Source records

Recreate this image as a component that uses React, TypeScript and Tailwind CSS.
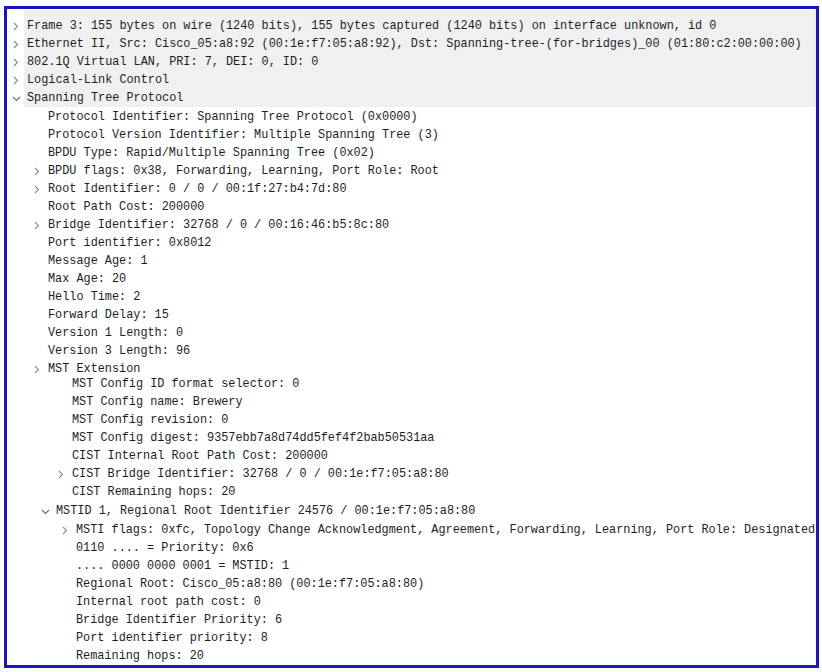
type Row = { lvl: number; chev?: "r" | "d"; text: string; h?: string };

const head: Row[] = [
  { lvl: 0, chev: "r", text: "Frame 3: 155 bytes on wire (1240 bits), 155 bytes captured (1240 bits) on interface unknown, id 0" },
  { lvl: 0, chev: "r", text: "Ethernet II, Src: Cisco_05:a8:92 (00:1e:f7:05:a8:92), Dst: Spanning-tree-(for-bridges)_00 (01:80:c2:00:00:00)" },
  { lvl: 0, chev: "r", text: "802.1Q Virtual LAN, PRI: 7, DEI: 0, ID: 0" },
  { lvl: 0, chev: "r", text: "Logical-Link Control" },
  { lvl: 0, chev: "d", text: "Spanning Tree Protocol" },
];

const body: Row[] = [
  { lvl: 1, text: "Protocol Identifier: Spanning Tree Protocol (0x0000)" },
  { lvl: 1, text: "Protocol Version Identifier: Multiple Spanning Tree (3)" },
  { lvl: 1, text: "BPDU Type: Rapid/Multiple Spanning Tree (0x02)" },
  { lvl: 1, chev: "r", text: "BPDU flags: 0x38, Forwarding, Learning, Port Role: Root" },
  { lvl: 1, chev: "r", text: "Root Identifier: 0 / 0 / 00:1f:27:b4:7d:80" },
  { lvl: 1, text: "Root Path Cost: 200000" },
  { lvl: 1, chev: "r", text: "Bridge Identifier: 32768 / 0 / 00:16:46:b5:8c:80" },
  { lvl: 1, text: "Port identifier: 0x8012" },
  { lvl: 1, text: "Message Age: 1" },
  { lvl: 1, text: "Max Age: 20" },
  { lvl: 1, text: "Hello Time: 2" },
  { lvl: 1, text: "Forward Delay: 15" },
  { lvl: 1, text: "Version 1 Length: 0" },
  { lvl: 1, text: "Version 3 Length: 96" },
  { lvl: 1, chev: "r", text: "MST Extension", h: "h-[15px]" },
  { lvl: 2, text: "MST Config ID format selector: 0" },
  { lvl: 2, text: "MST Config name: Brewery" },
  { lvl: 2, text: "MST Config revision: 0" },
  { lvl: 2, text: "MST Config digest: 9357ebb7a8d74dd5fef4f2bab50531aa" },
  { lvl: 2, text: "CIST Internal Root Path Cost: 200000" },
  { lvl: 2, chev: "r", text: "CIST Bridge Identifier: 32768 / 0 / 00:1e:f7:05:a8:80" },
  { lvl: 2, text: "CIST Remaining hops: 20" },
  { lvl: 3, chev: "d", text: "MSTID 1, Regional Root Identifier 24576 / 00:1e:f7:05:a8:80", h: "h-[20px] items-center" },
  { lvl: 4, chev: "r", text: "MSTI flags: 0xfc, Topology Change Acknowledgment, Agreement, Forwarding, Learning, Port Role: Designated" },
  { lvl: 4, text: "0110 .... = Priority: 0x6" },
  { lvl: 4, text: ".... 0000 0000 0001 = MSTID: 1" },
  { lvl: 4, text: "Regional Root: Cisco_05:a8:80 (00:1e:f7:05:a8:80)" },
  { lvl: 4, text: "Internal root path cost: 0" },
  { lvl: 4, text: "Bridge Identifier Priority: 6" },
  { lvl: 4, text: "Port identifier priority: 8" },
  { lvl: 4, text: "Remaining hops: 20" },
];

const indent: Record<number, string> = {
  0: "pl-[6px]",
  1: "pl-[27px]",
  2: "pl-[51px]",
  3: "pl-[35px]",
  4: "pl-[55px]",
};

function Chevron({ dir }: { dir?: "r" | "d" }) {
  if (!dir) return null;
  if (dir === "d")
    return (
      <svg width="9" height="9" viewBox="0 0 9 9" className="-ml-[1px]">
        <polyline points="1,3 4.5,6.5 8,3" fill="none" stroke="#6b6b6b" strokeWidth="1.1" />
      </svg>
    );
  return (
    <svg width="6" height="9" viewBox="0 0 6 9">
      <polyline points="1,1 4.5,4.5 1,8" fill="none" stroke="#8a8a8a" strokeWidth="1.1" />
    </svg>
  );
}

function Line({ row }: { row: Row }) {
  return (
    <div className={`flex whitespace-nowrap ${row.h ?? "h-[18px] items-center"} ${indent[row.lvl]}`}>
      <div className="w-[14px] h-[18px] shrink-0 flex items-center">
        <Chevron dir={row.chev} />
      </div>
      <span className="leading-[18px]">{row.text}</span>
    </div>
  );
}

export default function App() {
  return (
    <div className="w-[822px] h-[672px] bg-white pt-[6px] pl-[4px]">
      <div className="w-[815px] h-[662px] border-[3px] border-[#1c14c0] overflow-hidden font-['Liberation_Mono',monospace] text-[11.85px] text-[#1e1e1e]">
        <div className="pt-[1px] bg-white">
          <div className="pt-[7px] bg-[linear-gradient(to_right,white_17px,#f0f0f0_17px)]">
            {head.map((r, i) => (
              <Line key={i} row={r} />
            ))}
          </div>
        </div>
        <div className="pt-[1px]">
          {body.map((r, i) => (
            <Line key={i} row={r} />
          ))}
        </div>
      </div>
    </div>
  );
}
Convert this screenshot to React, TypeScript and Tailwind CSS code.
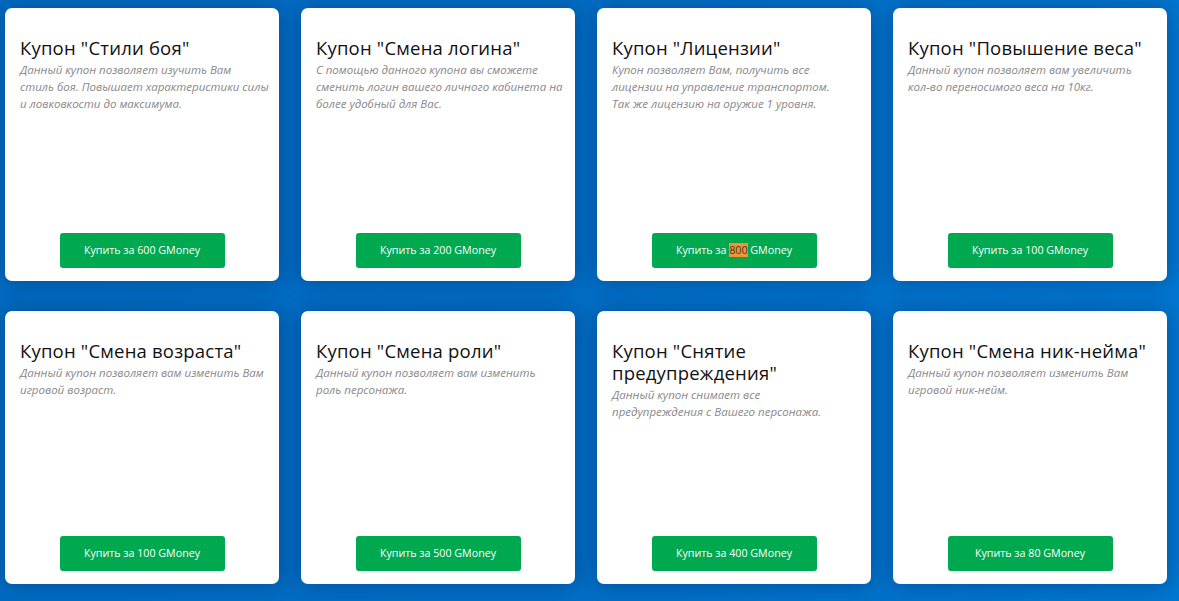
import React from "react";

type Coupon = {
  title: string;
  lines: string[];
  price: string;
  marked?: boolean;
};

const coupons: Coupon[] = [
  {
    title: 'Купон "Стили боя"',
    lines: [
      "Данный купон позволяет изучить Вам",
      "стиль боя. Повышает характеристики силы",
      "и ловковкости до максимума.",
    ],
    price: "600",
  },
  {
    title: 'Купон "Смена логина"',
    lines: [
      "С помощью данного купона вы сможете",
      "сменить логин вашего личного кабинета на",
      "более удобный для Вас.",
    ],
    price: "200",
  },
  {
    title: 'Купон "Лицензии"',
    lines: [
      "Купон позволяет Вам, получить все",
      "лицензии на управление транспортом.",
      "Так же лицензию на оружие 1 уровня.",
    ],
    price: "800",
    marked: true,
  },
  {
    title: 'Купон "Повышение веса"',
    lines: [
      "Данный купон позволяет вам увеличить",
      "кол-во переносимого веса на 10кг.",
    ],
    price: "100",
  },
  {
    title: 'Купон "Смена возраста"',
    lines: ["Данный купон позволяет вам изменить Вам", "игровой возраст."],
    price: "100",
  },
  {
    title: 'Купон "Смена роли"',
    lines: ["Данный купон позволяет вам изменить", "роль персонажа."],
    price: "500",
  },
  {
    title: 'Купон "Снятие предупреждения"',
    lines: ["Данный купон снимает все", "предупреждения с Вашего персонажа."],
    price: "400",
  },
  {
    title: 'Купон "Смена ник-нейма"',
    lines: ["Данный купон позволяет изменить Вам", "игровой ник-нейм."],
    price: "80",
  },
];

function CouponCard({ c }: { c: Coupon }) {
  return (
    <div className="bg-white rounded-[7px] h-[273px] flex flex-col px-[15px] pt-[29px] pb-[13px] shadow-[0_0_22px_rgba(0,35,90,0.45)]">
      <h3 className="text-[18.5px] leading-[22px] text-[#111] font-medium tracking-[0.2px]">
        {c.title}
      </h3>
      <p className="mt-[2px] text-[11.5px] leading-[17px] italic text-[#888]">
        {c.lines.map((l, i) => (
          <span key={i} className="block whitespace-nowrap">
            {l}
          </span>
        ))}
      </p>
      <div className="mt-auto flex justify-center">
        <button className="w-[165px] h-[35px] rounded-[3px] bg-[#00a84f] text-white text-[10.7px]">
          Купить за{" "}
          {c.marked ? (
            <span className="bg-[#f59331] text-[#3a3a3a]">{c.price}</span>
          ) : (
            c.price
          )}{" "}
          GMoney
        </button>
      </div>
    </div>
  );
}

export default function App() {
  return (
    <div
      className="min-h-[601px] w-full bg-gradient-to-r from-[#006cc2] via-[#006fc6] to-[#0077d0] pl-[5px] pt-[8px] pb-[17px]"
      style={{ fontFamily: '"Open Sans", "Noto Sans", sans-serif' }}
    >
      <div className="grid grid-cols-[repeat(4,274px)] gap-x-[22px] gap-y-[30px]">
        {coupons.map((c, i) => (
          <CouponCard key={i} c={c} />
        ))}
      </div>
    </div>
  );
}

*Challenge*: From the opening line of the listing above through the line bearing "string; h?: string", repeat each line exactly. Drop every picture.

*Task answer*:
Recreate this image as a component that uses React, TypeScript and Tailwind CSS.
type Row = { lvl: number; chev?: "r" | "d"; text: string; h?: string };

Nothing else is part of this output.